» **Recorded data**

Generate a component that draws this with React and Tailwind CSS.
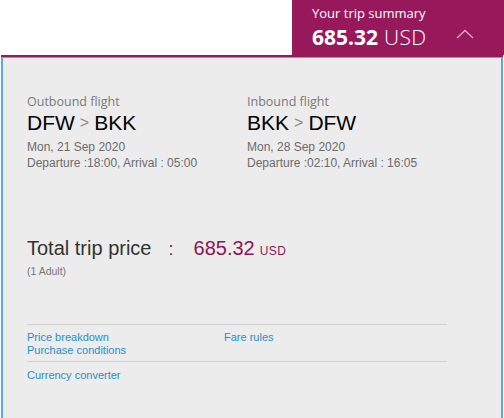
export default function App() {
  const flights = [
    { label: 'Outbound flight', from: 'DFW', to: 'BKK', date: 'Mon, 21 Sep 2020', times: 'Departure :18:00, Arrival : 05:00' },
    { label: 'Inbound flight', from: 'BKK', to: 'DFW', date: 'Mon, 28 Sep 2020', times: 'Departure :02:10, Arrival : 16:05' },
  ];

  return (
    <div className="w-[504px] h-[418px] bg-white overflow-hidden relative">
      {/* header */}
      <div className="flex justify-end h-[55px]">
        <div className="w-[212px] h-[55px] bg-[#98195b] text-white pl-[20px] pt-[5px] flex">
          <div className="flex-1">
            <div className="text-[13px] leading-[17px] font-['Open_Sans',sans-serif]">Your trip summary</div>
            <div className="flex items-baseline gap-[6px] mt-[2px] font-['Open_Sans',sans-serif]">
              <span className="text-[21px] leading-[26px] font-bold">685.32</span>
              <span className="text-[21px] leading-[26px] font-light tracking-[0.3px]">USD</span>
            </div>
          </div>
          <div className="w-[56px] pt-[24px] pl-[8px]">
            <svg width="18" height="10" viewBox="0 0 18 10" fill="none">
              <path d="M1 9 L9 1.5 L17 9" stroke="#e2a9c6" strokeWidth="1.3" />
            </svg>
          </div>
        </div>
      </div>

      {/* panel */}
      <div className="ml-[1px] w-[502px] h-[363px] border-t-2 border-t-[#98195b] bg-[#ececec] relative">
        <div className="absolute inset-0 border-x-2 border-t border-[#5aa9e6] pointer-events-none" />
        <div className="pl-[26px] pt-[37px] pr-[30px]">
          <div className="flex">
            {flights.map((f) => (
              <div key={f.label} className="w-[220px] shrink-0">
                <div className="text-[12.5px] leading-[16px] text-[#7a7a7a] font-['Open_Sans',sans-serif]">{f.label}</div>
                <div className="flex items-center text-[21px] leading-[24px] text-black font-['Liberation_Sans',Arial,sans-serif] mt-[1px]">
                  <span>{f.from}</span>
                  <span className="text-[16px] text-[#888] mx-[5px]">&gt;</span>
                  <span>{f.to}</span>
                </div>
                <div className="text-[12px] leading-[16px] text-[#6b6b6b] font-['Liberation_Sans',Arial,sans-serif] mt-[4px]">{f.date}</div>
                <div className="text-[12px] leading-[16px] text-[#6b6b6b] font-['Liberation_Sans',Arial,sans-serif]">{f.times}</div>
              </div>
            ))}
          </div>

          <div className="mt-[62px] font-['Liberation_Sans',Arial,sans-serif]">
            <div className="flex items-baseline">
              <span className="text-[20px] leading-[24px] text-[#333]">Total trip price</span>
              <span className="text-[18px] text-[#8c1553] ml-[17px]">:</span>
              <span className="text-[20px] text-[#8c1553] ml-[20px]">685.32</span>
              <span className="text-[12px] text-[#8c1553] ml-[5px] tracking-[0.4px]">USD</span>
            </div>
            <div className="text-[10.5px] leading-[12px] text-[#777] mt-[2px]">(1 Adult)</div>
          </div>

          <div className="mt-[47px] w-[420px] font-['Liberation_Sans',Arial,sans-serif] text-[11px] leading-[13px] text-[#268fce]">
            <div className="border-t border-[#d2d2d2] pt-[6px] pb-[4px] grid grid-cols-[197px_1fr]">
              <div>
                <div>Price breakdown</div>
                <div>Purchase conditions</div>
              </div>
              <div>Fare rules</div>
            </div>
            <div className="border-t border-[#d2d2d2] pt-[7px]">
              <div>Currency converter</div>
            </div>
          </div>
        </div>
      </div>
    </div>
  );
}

» **Work required**
The pictures should not be reproduced; quote all of the other material exactly.

» **Response to the task**
Generate a component that draws this with React and Tailwind CSS.
export default function App() {
  const flights = [
    { label: 'Outbound flight', from: 'DFW', to: 'BKK', date: 'Mon, 21 Sep 2020', times: 'Departure :18:00, Arrival : 05:00' },
    { label: 'Inbound flight', from: 'BKK', to: 'DFW', date: 'Mon, 28 Sep 2020', times: 'Departure :02:10, Arrival : 16:05' },
  ];

  return (
    <div className="w-[504px] h-[418px] bg-white overflow-hidden relative">
      {/* header */}
      <div className="flex justify-end h-[55px]">
        <div className="w-[212px] h-[55px] bg-[#98195b] text-white pl-[20px] pt-[5px] flex">
          <div className="flex-1">
            <div className="text-[13px] leading-[17px] font-['Open_Sans',sans-serif]">Your trip summary</div>
            <div className="flex items-baseline gap-[6px] mt-[2px] font-['Open_Sans',sans-serif]">
              <span className="text-[21px] leading-[26px] font-bold">685.32</span>
              <span className="text-[21px] leading-[26px] font-light tracking-[0.3px]">USD</span>
            </div>
          </div>
          <div className="w-[56px] pt-[24px] pl-[8px]">
            <svg width="18" height="10" viewBox="0 0 18 10" fill="none">
              <path d="M1 9 L9 1.5 L17 9" stroke="#e2a9c6" strokeWidth="1.3" />
            </svg>
          </div>
        </div>
      </div>

      {/* panel */}
      <div className="ml-[1px] w-[502px] h-[363px] border-t-2 border-t-[#98195b] bg-[#ececec] relative">
        <div className="absolute inset-0 border-x-2 border-t border-[#5aa9e6] pointer-events-none" />
        <div className="pl-[26px] pt-[37px] pr-[30px]">
          <div className="flex">
            {flights.map((f) => (
              <div key={f.label} className="w-[220px] shrink-0">
                <div className="text-[12.5px] leading-[16px] text-[#7a7a7a] font-['Open_Sans',sans-serif]">{f.label}</div>
                <div className="flex items-center text-[21px] leading-[24px] text-black font-['Liberation_Sans',Arial,sans-serif] mt-[1px]">
                  <span>{f.from}</span>
                  <span className="text-[16px] text-[#888] mx-[5px]">&gt;</span>
                  <span>{f.to}</span>
                </div>
                <div className="text-[12px] leading-[16px] text-[#6b6b6b] font-['Liberation_Sans',Arial,sans-serif] mt-[4px]">{f.date}</div>
                <div className="text-[12px] leading-[16px] text-[#6b6b6b] font-['Liberation_Sans',Arial,sans-serif]">{f.times}</div>
              </div>
            ))}
          </div>

          <div className="mt-[62px] font-['Liberation_Sans',Arial,sans-serif]">
            <div className="flex items-baseline">
              <span className="text-[20px] leading-[24px] text-[#333]">Total trip price</span>
              <span className="text-[18px] text-[#8c1553] ml-[17px]">:</span>
              <span className="text-[20px] text-[#8c1553] ml-[20px]">685.32</span>
              <span className="text-[12px] text-[#8c1553] ml-[5px] tracking-[0.4px]">USD</span>
            </div>
            <div className="text-[10.5px] leading-[12px] text-[#777] mt-[2px]">(1 Adult)</div>
          </div>

          <div className="mt-[47px] w-[420px] font-['Liberation_Sans',Arial,sans-serif] text-[11px] leading-[13px] text-[#268fce]">
            <div className="border-t border-[#d2d2d2] pt-[6px] pb-[4px] grid grid-cols-[197px_1fr]">
              <div>
                <div>Price breakdown</div>
                <div>Purchase conditions</div>
              </div>
              <div>Fare rules</div>
            </div>
            <div className="border-t border-[#d2d2d2] pt-[7px]">
              <div>Currency converter</div>
            </div>
          </div>
        </div>
      </div>
    </div>
  );
}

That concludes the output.